After created this unwanted glass, Corning created the famous gorilla glass, which is one of the strongest glass products in the world. This creation gave the company a new opportunity to do business. After Apple bought this glass, Corning started to manufacture more glass for other cellphone companies as well. The company has served over 6 billion devices worldwide since its debut in 2007. John Bayne, Vice President of the company, mentioned that glass is more important than ever. It’s not only on the front of the device, but it’s also now on the back of the device. It can be used as a design element on the back, and it enables wireless charging and higher data rates like 5G. He said that glass is 100 percent the future of the smartphone industry.15


When Steve Jobs was working in Pixar Animation Studio, he participated in the making of the first animated movie Toy Story. In the creation of the movie, Jobs always paused the work in order to see every detail of the project. This was something that helped a lot to make this movie a success. The same happened with the design of the iPhone. The first design of the iPhone had the glass screen set into an aluminum case; however, Jobs didn’t like this design. According to what Walter Isaacson wrote in his book about Steve Jobs, Jobs couldn’t sleep because he didn’t love the design. He said that the iPhone should have been all about the display, but with the first design, the case competed with the display instead of getting out of the way. He also said that this first design was too masculine because it was not delicate enough like he wanted.16

iPhone first generation | 1 July 2009 | Photo by Carl Berkeley

After Jobs critiqued the first design, the team in charge of the design went to work. Despite the fact that the team worked on the first design for nine months, they agreed with Jobs about the need for a change. The new design they did was much simpler and delicate than the first one. It was a small object, shaped like a block of bar soap and with a weight of 135 grams. Besides the glass screen, the phone’s chassis was mostly made in aluminum and “embraced” the display to protect it from accidental side impacts. However, this new design had some problems with the internal circuit boards, antenna, and processor. For that reason, the team had to restart all the inside designs from zero in order to make the cellphone work. Something remarkable about the design is that the only evident physical input device was a frontal large round menu button. There were other four buttons on the phone’s sides to regulate volume, control phone calls, mute the phone ringing, and other functions.17

The design of the iPhone reflects Jobs’s perfectionism but also the desire for control. The case of the iPhone could not be opened to change the battery or to make any change in the inside of the device. The only way to do this was going to an Apple store, something that also was a good marketing strategy to used the Apple Technical Support. Jobs also made the case impenetrable in order to make the iPhone as thin as possible. He always believed that thin is beautiful. We can see this trend to have the thinnest devices in his other works like in the MacBook and on the iPad. Now, most of the technology companies have the same trend to make thin products.18


>In 2007, the year when the iPhone was launched, over one billion mobile phones were sold worldwide for the first time. Before the launch of the iPhone, Nokia was one of the potential sellers with 435 million handsets. This company was founded in southern Finland as a pulp mill company in 1865. Over the decades it expanded into then-emerging industries such as electrical power generation and manufacturing telephones. Around 1960, Nokia was a conglomerate selling everything from toilet paper to car tires. But by 1980, it had spun-off almost everything except its telecommunications businesses.19 Throughout 2007, Nokia controlled 37.8% of the global market share. Nokia was followed by Motorola, Samsung, Sony Ericsson, and LG. Every company except Motorola increased its market share that year.20 Despite the big popularity of this company, it had a big fall after the launched of the iPhone.

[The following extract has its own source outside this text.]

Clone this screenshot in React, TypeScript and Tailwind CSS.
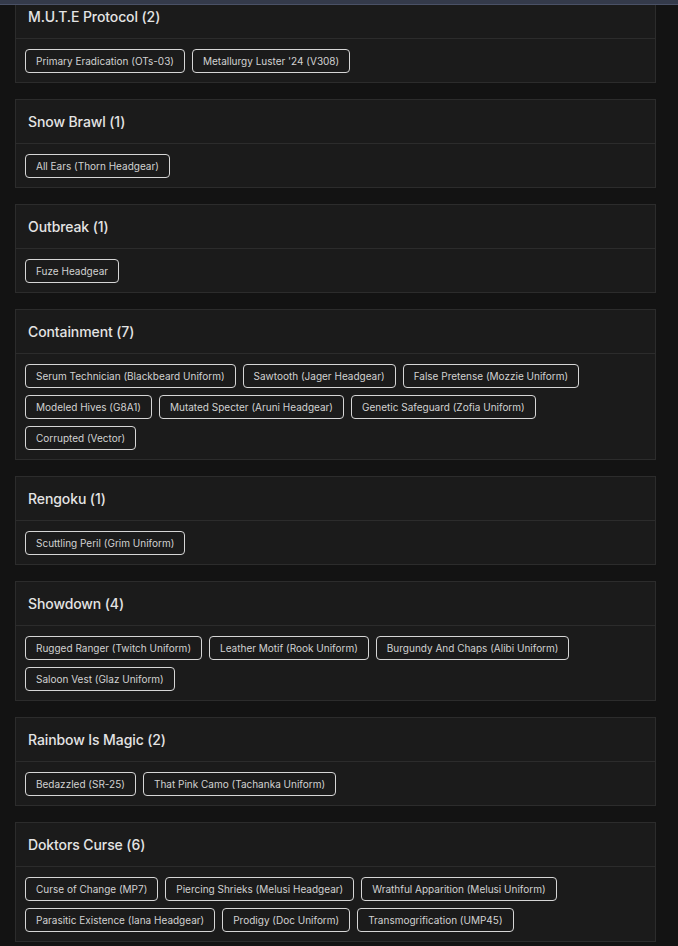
import React from "react";

const groups: { title: string; items: string[] }[] = [
  { title: "M.U.T.E Protocol (2)", items: ["Primary Eradication (OTs-03)", "Metallurgy Luster '24 (V308)"] },
  { title: "Snow Brawl (1)", items: ["All Ears (Thorn Headgear)"] },
  { title: "Outbreak (1)", items: ["Fuze Headgear"] },
  {
    title: "Containment (7)",
    items: [
      "Serum Technician (Blackbeard Uniform)",
      "Sawtooth (Jager Headgear)",
      "False Pretense (Mozzie Uniform)",
      "Modeled Hives (G8A1)",
      "Mutated Specter (Aruni Headgear)",
      "Genetic Safeguard (Zofia Uniform)",
      "Corrupted (Vector)",
    ],
  },
  { title: "Rengoku (1)", items: ["Scuttling Peril (Grim Uniform)"] },
  {
    title: "Showdown (4)",
    items: [
      "Rugged Ranger (Twitch Uniform)",
      "Leather Motif (Rook Uniform)",
      "Burgundy And Chaps (Alibi Uniform)",
      "Saloon Vest (Glaz Uniform)",
    ],
  },
  { title: "Rainbow Is Magic (2)", items: ["Bedazzled (SR-25)", "That Pink Camo (Tachanka Uniform)"] },
  {
    title: "Doktors Curse (6)",
    items: [
      "Curse of Change (MP7)",
      "Piercing Shrieks (Melusi Headgear)",
      "Wrathful Apparition (Melusi Uniform)",
      "Parasitic Existence (Iana Headgear)",
      "Prodigy (Doc Uniform)",
      "Transmogrification (UMP45)",
    ],
  },
];

export default function App() {
  return (
    <div
      className="min-h-[946px] w-[678px] bg-[#131313] overflow-hidden"
      style={{ fontFamily: "Inter, 'Noto Sans', sans-serif" }}
    >
      <div className="fixed top-0 left-0 right-0 h-[5px] bg-[#343a4a] border-b border-[#4a5166] z-10" />
      <div className="flex flex-col gap-[16px] w-[641px] ml-[15px] -mt-[6px] pb-[10px]">
        {groups.map((g) => (
          <div key={g.title} className="bg-[#1b1b1b] border border-[#2c2c2c]">
            <div className="h-[44px] border-b border-[#2c2c2c] flex items-center px-[12px]">
              <span className="text-[14px] font-medium text-[#e4e4e4] tracking-[-0.1px]">{g.title}</span>
            </div>
            <div className="flex flex-wrap gap-x-[7px] gap-y-[7px] pt-[10px] pb-[9px] px-[9px]">
              {g.items.map((it) => (
                <div
                  key={it}
                  className="h-[24px] flex items-center px-[10px] border border-[#d6d6d6] rounded-[4px] text-[10px] text-[#d2d2d2] whitespace-nowrap"
                >
                  {it}
                </div>
              ))}
            </div>
          </div>
        ))}
      </div>
    </div>
  );
}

Apple had been working on the iPhone for over two years. They called this Purple Experience Project in order to keep it secret for those two years.21 Because the company had taken a lot of time and effort to create this cellphone, it had to have an incredible launch. Jobs decided, the same as their previous devices, to grant a magazine a special sneak preview. For that reason, he contacted John Huey, the editor chief of TIME Inc., and told him about his idea for the preview. However, the novelist that wrote about the iPhone, Lev Grossman, noted that the iPhone did not really invent many new features, it just made these features a lot more usable. This made Jobs upset; however, he was still excited about the launch of the iPhone because he said that it was the best thing that Apple has ever done.22

First public showing of the iPhone | 9 January 2007 | Photo by Arnold Reinhold

The moment when Steve Jobs introduced the iPhone to the world was at Macworld in San Francisco. The Macworld was a show where Jobs presented the devices that Apple had. A lot of people were invited to make it as popular as possible, something Apple still does. They invite people who have influence in social media to make their product famous. For the January 2007 Macworld, Steve Jobs personally invited Andy Hertzfeld, a computer scientist, and inventor who was a member of the original Apple Macintosh development team during the 1980s, Bill Atkinson, a computer engineer and photographer who worked at Apple Computer from 1978 to 1990, Steve Wozniak, the co-founder of Apple Inc and a best friend of his, and the 1984 Macintosh team.23

Starting at 9:00 am on the 9th of January, Macworld started with Apple’s standard tracks playing: Gnarls Barkley, Coldplay, Gorillaz. Then, Steve Jobs came to the scene saying “We’re going to make some history together today.” At this event, Jobs started introducing some new Apple products. Then, he introduced the iPhone. He said,

Well today, we’re introducing THREE revolutionary new products. The first one is a widescreen ipod with touch controls. The second is a revolutionary new mobile phone. And the third is a breakthrough internet communications device. An iPod, a phone, an internet mobile communicator…. these are NOT three separate devices! And we are calling it iPhone!24

The iPhone went on sale five months later, at the end of June 2007. Around the United States, news outlets reported snaking lines of customers waiting to pay $500 or $600 a pop for a new iPhone. “We’ve been in line for days,” said Melanie Rivera to CNN Money, a customer outside Apple’s SoHo store in New York City. “It’s very uncomfortable out here in these chairs. But people are very social. We’ve made it through the rain, so we feel like we’re getting closer to the phone.”25 To build anticipation, Apple limited each customer to just two devices. AT&T, meanwhile, said it would sell just one handset per person.26

At the end of 2010, Apple sold ninety million iPhones, and it reaped more than half of the total profits generated in the global cell phone market. Nowadays, and original first-generation iPhone could cost anything from $3,500 to $20,000 on eBay. This means that the 2007 iPhone will cost you 15 times more than the actual iPhone X.27 Steve Jobs was great at making decisions and working with his team in order to create the first iPhone. With his team he created the iPhone, one of the most significant inventions of this modern age. This device represents the perfectionist and the hard-working person that he was.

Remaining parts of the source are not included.